March 1, 2007
Lisa Nainggolan
Norwich, UK – A new British study has shown that early life exposures—such as stress, infection, and poor nutrition—that restrict height growth in the first two years of life have a secondary effect, resulting in a poorer lipid profile in adulthood [1]. Growth after the age of 15 also played an important role in determining future cholesterol levels.
This is the first research to include multiple measures of body size over the life course of older adults, say Dr Paula M Skidmore (University of East Anglia, Norwich, UK) and colleagues in their paper in the March 2007 issue of the Journal of Epidemiology and Community Health.
„We also found that the most disadvantaged were those people who were smallest as babies but biggest as adults,“ Skidmore told heartwire.
Tallest few had best total and LDL cholesterol profiles
Skidmore et al analyzed 2311 men and women from the Medical Research Council National Survey of Health and Development (NSHD), which measured height and BMI at two, four, seven, 11, 15, and 36 years in relation to total, LDL, and HDL cholesterol at 53 years, using a growth-velocities approach. They adjusted for potentially confounding variables, including social class and birth weight.
Skidmore explained that everyone has an optimum height potential and that it is leg length, rather than trunk length, that determines height in adulthood.
They found that taller adult height—which was determined by longer leg length—was associated with lower adult total- and LDL-cholesterol levels and that tall height at two years and rapid growth in height after the age of 15 years were particularly protective.
„No other studies have reported the effects of several different periods of height growth on lipids,“ they note.
Skidmore told heartwire that those who were tallest until the age of two and after the age of 15 had 6% to 10% lower total-cholesterol levels than those of average height at both ages.
Those with poor early growth should avoid becoming overweight
The researchers also found that those with higher BMI at 36 and 53 and greater BMI increases between the ages of 15 and 36 and 36 and 53 years had higher levels of both total and LDL cholesterol, a finding in agreement with previous studies. But they also showed an inverse relationship between BMI measures at these ages and HDL levels; Skidmore told heartwire this is the first study to document this.

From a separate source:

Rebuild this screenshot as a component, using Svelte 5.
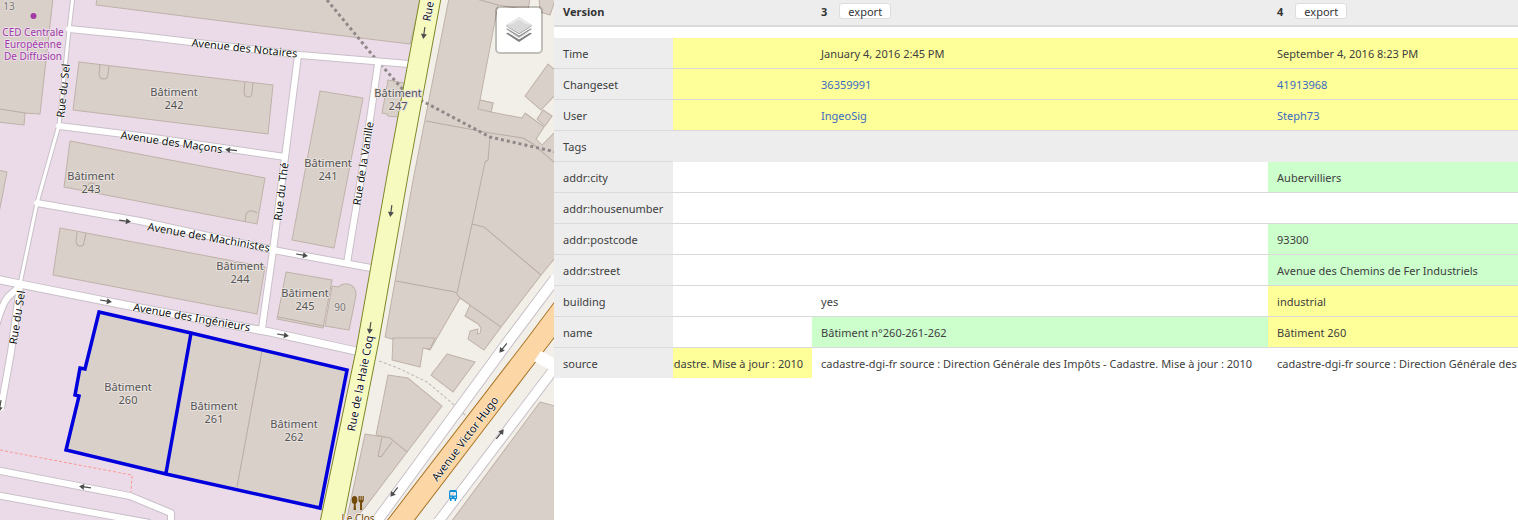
<script>
  const source = 'cadastre-dgi-fr source : Direction Générale des Impôts - Cadastre. Mise à jour : 2010';

  const rows = [
    { label: 'Time', cells: [['', 'mod'], ['January 4, 2016 2:45 PM', 'mod'], ['September 4, 2016 8:23 PM', 'mod']] },
    { label: 'Changeset', link: true, cells: [['', 'mod'], ['36359991', 'mod'], ['41913968', 'mod']] },
    { label: 'User', link: true, cells: [['', 'mod'], ['IngeoSig', 'mod'], ['Steph73', 'mod']] },
    { label: 'Tags', section: true, cells: [] },
    { label: 'addr:city', cells: [['', ''], ['', ''], ['Aubervilliers', 'new']] },
    { label: 'addr:housenumber', cells: [['', ''], ['', ''], ['', '']] },
    { label: 'addr:postcode', cells: [['', ''], ['', ''], ['93300', 'new']] },
    { label: 'addr:street', cells: [['', ''], ['', ''], ['Avenue des Chemins de Fer Industriels', 'new']] },
    { label: 'building', cells: [['', ''], ['yes', ''], ['industrial', 'mod']] },
    { label: 'name', cells: [['', ''], ['Bâtiment n°260-261-262', 'new'], ['Bâtiment 260', 'mod']] },
    { label: 'source', cells: [['Cadastre. Mise à jour : 2010', 'mod'], [source, ''], [source, '']] }
  ];

  const buildings = [
    'M-2-2H53L40 114L25 113L24 125L-2 122Z',
    'M97-2L96 5L270 27L410 44L421-2Z',
    'M79 62L273 85L268 134L73 110Z',
    'M70 141L265 178L257 224L64 187Z',
    'M60 228L265 267L257 314L53 275Z',
    'M-2 170L7 172L-2 218Z',
    'M320 91L363 98L334 248L292 240Z',
    'M388 80L404 83L399 117L388 116L387 114L382 113Z',
    'M286 272L332 280L323 328L277 319Z',
    'M332 286L338 287Q343 283 348 284Q356 286 356 295L349 330L325 326Z',
    'M449-2L413 180L385 337L427 349L430 350L460 298L470 305L465 316L478 324L481 328L480 333L477 334L478 329L470 331L468 339L484 350L501 327L541 275L555 258V132L542 145L536 139L544 127L525 113L522 118L491 112L493 103L480 100L498 5L528 10L530-2Z',
    'M480 100L493 103L491 112L478 109Z',
    'M539-2L540 12L550 15L555 0V-2Z',
    'M555 70L548 64L525 96L541 110L555 95Z',
    'M543 110L552 116L545 126L537 119Z',
    'M393 338L392 360L420 367L423 348L430 349L435 338Z',
    'M447 354L475 362L453 392L431 375Z',
    'M388 375L408 378L442 406L407 452L390 438L376 435Z',
    'M365 434L390 438L407 452L366 506L352 522H346Z',
    'M540 402L555 406V522H451Z',
    'M99 312L191 333L347 370L320 508L166 474L66 450L79 396L75 395L80 368L85 369Z'
  ];

  const parcels = [
    'M0 109L25 113',
    'M100 64L99 74Q99 79 104 79Q108 79 108 74L109 66',
    'M245 82L244 91Q244 97 248 97Q252 97 252 92L253 83',
    'M245 222L246 214Q250 208 257 213',
    'M86 191Q87 182 92 183Q97 184 96 193',
    'M77 232L76 241Q77 247 81 246Q84 246 84 242L86 233',
    'M278 317L324 326',
    'M382 437L378 456L381 457L392 442',
    'M262 351L237 487',
    'M426 121L490 133L523 138L533 144L555 163',
    'M490 136L488 160L485 162L472 224L457 293',
    'M472 224L484 227L541 275',
    'M396 281L455 292L460 298',
    'M473-2L498 5',
    'M470 305L501 327'
  ];

  const streets = [
    { d: 'M73-4L69 30L59 125L37 203L20 284', w: 4 },
    { d: 'M69 29L140 36L300 55L409 64', w: 7 },
    { d: 'M59 126L140 136L285 157', w: 7 },
    { d: 'M37 203L140 221L273 250L371 268', w: 7 },
    { d: 'M-4 279L20 284L140 308L270 332L356 351', w: 8 },
    { d: 'M298 55L285 157L273 250L262 328', w: 7 },
    { d: 'M378 64L364 160L347 263', w: 7 },
    { d: 'M20 286L8 297Q2 304-4 326', w: 7 },
    { d: 'M20 286L11 352L1 408', w: 7 },
    { d: 'M-4 470L130 496L171 513V524', w: 7 },
    { d: 'M-4 495L150 523', w: 7 },
    { d: 'M555 279L510 339L376 522', w: 11 },
    { d: 'M557 365L438 522', w: 10 }
  ];

  const arrows = [
    [424, 33, 98], [391, 211, 98], [370, 328, 98], [231, 150, 186], [125, 221, 8],
    [302, 255, 10], [106, 301, 10], [283, 335, 10], [85, 487, 188], [503, 348, 128],
    [394, 492, 128], [500, 434, -52], [0, 406, 100]
  ];

  const streetLabels = [
    ['Avenue des Notaires', 244, 52, 6],
    ['Avenue des Maçons', 171, 146, 8],
    ['Avenue des Machinistes', 208, 241, 10],
    ['Avenue des Ingénieurs', 191, 321, 10],
    ['Rue du Sel', 67, 91, -84],
    ['Rue du Sel', 21, 318, -81],
    ['Rue du Thé', 285, 192, -83],
    ['Rue de la Vanille', 367, 164, -81],
    ['Rue de la Haie Coq', 364, 384, -79],
    ['Rue', 432, 12, -80],
    ['Avenue Victor Hugo', 468, 441, -53]
  ];

  const buildingLabels = [
    [242, 174, 96], [243, 91, 180], [241, 328, 167], [247, 398, 97], [244, 240, 270],
    [245, 305, 297], [260, 128, 391], [261, 214, 410], [262, 294, 428]
  ];
</script>

<main>
  <section class="map" aria-label="Map">
    <svg viewBox="0 0 554 520" preserveAspectRatio="xMinYMin slice">
      <path class="industrial" d="M0 0H430L398 170L366 350L331 520H0Z" />
      <g class="building">
        {#each buildings as d}<path {d} />{/each}
      </g>
      <g class="parcel">
        {#each parcels as d}<path {d} />{/each}
      </g>
      <path class="boundary" d="M327 0L374 57L405 92L426 103L490 137L556 152" />
      <path class="fence" d="M0 450L132 475L131 492" />
      <path class="footway" d="M379 361L398 368L427 382L452 403L466 416" />
      {#each streets as s}<path class="casing" d={s.d} stroke-width={s.w + 1} />{/each}
      {#each streets as s}<path class="street" d={s.d} stroke-width={s.w - 1} />{/each}
      <path class="secondary" d="M420-2L388 170L356 350L320 522H343L379 340L409 170L441-2Z" />
      <path class="primary" d="M556 300L526 340L386 522H413L556 335Z" />
      <path class="junction" d="M541 351L556 359V372L546 368L534 361Z" />
      <path class="selected" d="M99 312L191 333L347 370L320 508L166 474L66 450L79 396L75 395L80 368L85 369Z M191 333L166 473" />
      {#each arrows as [x, y, a]}
        <path class="arrow" transform="translate({x} {y}) rotate({a})" d="M-6-0.6H1V-3L6 0L1 3V0.6H-6Z" />
      {/each}
      {#each streetLabels as [name, x, y, a]}
        <text class="street-name" transform="translate({x} {y}) rotate({a})">{name}</text>
      {/each}
      {#each buildingLabels as [n, x, y]}
        <text class="building-name" {x} {y}>Bâtiment<tspan {x} dy="13">{n}</tspan></text>
      {/each}
      <text class="number" x="9" y="10">13</text>
      <text class="number" x="340" y="311">90</text>
      <circle cx="33.500" cy="16" r="3" fill="#a03aa5" />
      <text class="office" x="33" y="36">CED Centrale<tspan x="33" dy="12">Européenne</tspan><tspan x="33" dy="12">De Diffusion</tspan></text>
      <g fill="#734a08">
        <ellipse cx="354.500" cy="500" rx="2.800" ry="4" />
        <path d="M354 503H355.500L356 510H353.500Z" />
        <path d="M358.500 496H359.700V500H360.500V496H361.700V500H362.500V496H363.700V501L362 503V510H360V503L358.500 501Z" />
      </g>
      <text class="food" x="358" y="522">Le Clos</text>
      <path fill="#0d8fd4" fill-rule="evenodd" d="M450.500 490H455.500Q457 490 457 492V499H456V501H454.500V499H451.500V501H450V499H449V492Q449 490 450.500 490ZM450.200 492V495.500H455.800V492ZM450.300 496.700V498H451.600V496.700ZM454.400 496.700V498H455.700V496.700Z" />
    </svg>
    <button class="layers" type="button" aria-label="Layers">
      <svg viewBox="0 0 26 26">
        <path fill="#7f7f7f" d="M0 16.500L3 15L13 21L23 15L26 16.500L13 25Z" />
        <path fill="#fff" d="M0 13L13 21L26 13V14.500L13 22.500L0 14.500Z" />
        <path fill="#979797" d="M0 12L3 10.500L13 16.500L23 10.500L26 12L13 20.500Z" />
        <path fill="#fff" d="M0 9L13 17L26 9V10.500L13 18.500L0 10.500Z" />
        <path fill="#a6a6a6" d="M0 8L13 16L26 8V9L13 17.200L0 9Z" />
        <path fill="#d9d9d9" d="M0 8L13 0L26 8L13 16Z" />
        <path fill="#e8e8e8" d="M0 8L13 0L26 8L20 7L13 3L6 7Z" />
      </svg>
    </button>
  </section>

  <section class="history" aria-label="Object history">
    <table>
      <colgroup>
        <col class="c-label" /><col class="c-prev" /><col class="c-version" /><col />
      </colgroup>
      <thead>
        <tr>
          <th scope="col">Version</th>
          <th></th>
          <th scope="col"><span>3</span><button type="button">export</button></th>
          <th scope="col"><span>4</span><button type="button">export</button></th>
        </tr>
      </thead>
      <tbody>
        <tr class="spacer"><td colspan="4"></td></tr>
        {#each rows as row}
          <tr class:section={row.section}>
            <th scope="row">{row.label}</th>
            {#if row.section}
              <td colspan="3"></td>
            {/if}
            {#each row.cells as [value, state], i}
              <td class={state} class:prev={i === 0}>
                {#if row.link && value}
                  <a href="#{value}">{value}</a>
                {:else}
                  <div>{value}</div>
                {/if}
              </td>
            {/each}
          </tr>
        {/each}
      </tbody>
    </table>
  </section>
</main>

<style>
  :global(body) {
    margin: 0;
    background: #fff;
    overflow: hidden;
  }

  main {
    display: grid;
    grid-template-columns: 36.5% minmax(0, 1fr);
    height: 100vh;
    overflow: hidden;
    font-family: 'Noto Sans', 'Open Sans', sans-serif;
    font-size: 11px;
    color: #404040;
  }

  .map {
    position: relative;
    overflow: hidden;
    background: #f2efe9;
  }

  .map > svg {
    display: block;
    width: 100%;
    height: 100%;
    font-family: 'Noto Sans', 'Open Sans', sans-serif;
    font-size: 11px;
    text-anchor: middle;
  }

  .map path {
    stroke-linejoin: round;
  }

  .industrial { fill: #ebdbe9; }
  .building path { fill: #d9d0c9; stroke: #bfb2a9; stroke-width: 1; }
  .parcel path { fill: none; stroke: #b9aca5; stroke-width: 1; }

  .boundary {
    fill: none;
    stroke: #8f8788;
    stroke-width: 3;
    stroke-dasharray: 3 3;
  }

  .fence { fill: none; stroke: #fa9a94; stroke-width: 1; stroke-dasharray: 3 2; }
  .footway { fill: none; stroke: #b9b9b9; stroke-width: 1; stroke-dasharray: 3 2; }
  .casing { fill: none; stroke: #c9c0c8; }
  .street { fill: none; stroke: #fff; stroke-linecap: round; }
  .secondary { fill: #f7fabf; stroke: #7d8729; stroke-width: 1; }
  .primary { fill: #fcd6a4; stroke: #a87427; stroke-width: 1; }
  .junction { fill: #fff; }
  .map .selected { fill: none; stroke: #0000dd; stroke-width: 3.5; stroke-linejoin: miter; }
  .arrow { fill: #4d4d4d; }

  text {
    paint-order: stroke;
    stroke-linejoin: round;
  }

  .street-name { fill: #111; stroke: #fff; stroke-width: 1; }
  .building-name { fill: #555; stroke: #e8e2de; stroke-width: 2; }
  .number { fill: #777; stroke: #e4ddd8; stroke-width: 2; font-size: 10px; }
  .office { fill: #a03aa5; stroke: #eadfe8; stroke-width: 2; font-size: 10px; }
  .food { fill: #734a08; stroke: #f2efe9; stroke-width: 2; font-size: 10px; }

  .layers {
    position: absolute;
    top: 6px;
    right: 11px;
    display: grid;
    place-items: center;
    width: 48px;
    height: 48px;
    padding: 0;
    border: 2px solid rgba(0, 0, 0, 0.2);
    border-radius: 5px;
    background: #fff;
    background-clip: padding-box;
  }

  .layers svg {
    width: 26px;
    height: 26px;
  }

  .history {
    overflow: hidden;
  }

  table {
    width: 100%;
    table-layout: fixed;
    border-collapse: separate;
    border-spacing: 0;
  }

  .c-label { width: 119px; }
  .c-prev { width: 139px; }
  .c-version { width: 456px; }

  th,
  td {
    box-sizing: border-box;
    height: 31px;
    padding: 2px 9px 0;
    border-bottom: 1px solid #dadada;
    line-height: 18px;
    text-align: left;
    white-space: nowrap;
    vertical-align: middle;
  }

  tbody th {
    background: #ededed;
    font-weight: 400;
  }

  thead th {
    height: 27px;
    padding: 0 9px 2px;
    border-bottom: 2px solid #dadada;
    background: #ededed;
    color: #333;
    font-weight: 700;
  }

  thead button {
    height: 16px;
    margin-left: 12px;
    padding: 1px 8px 0;
    border: 1px solid #ddd;
    border-radius: 3px;
    background: #fff;
    color: #333;
    font-family: inherit;
    font-size: 11px;
    line-height: 13px;
  }

  .spacer td {
    height: 11px;
    padding: 0;
    border: 0;
  }

  .section td {
    background: #ededed;
    border-color: #ededed;
  }

  .mod { background: #ffff99; }
  .new { background: #ccffcc; }

  .prev div {
    display: flex;
    justify-content: flex-end;
  }

  .prev {
    overflow: hidden;
  }

  tbody tr:last-child > * {
    height: 30px;
    border-bottom: 0;
  }

  a {
    color: #3b6bc0;
    text-decoration: none;
  }
</style>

And they found an interaction between birth weight and BMI change at ages 36 and 53, suggesting that the positive association of BMI change with total cholesterol levels is stronger in those of low birth weight. „This is consistent with a programming effect, where those who are born small and become overweight are at particular risk of cardiovascular disease,“ they comment.
„In those with poor early height growth who have higher total- and LDL-cholesterol levels, it may be particularly important to prevent fast BMI increases during adulthood, which have a detrimental impact on HDL as well as total and LDL cholesterol,“ the researchers conclude.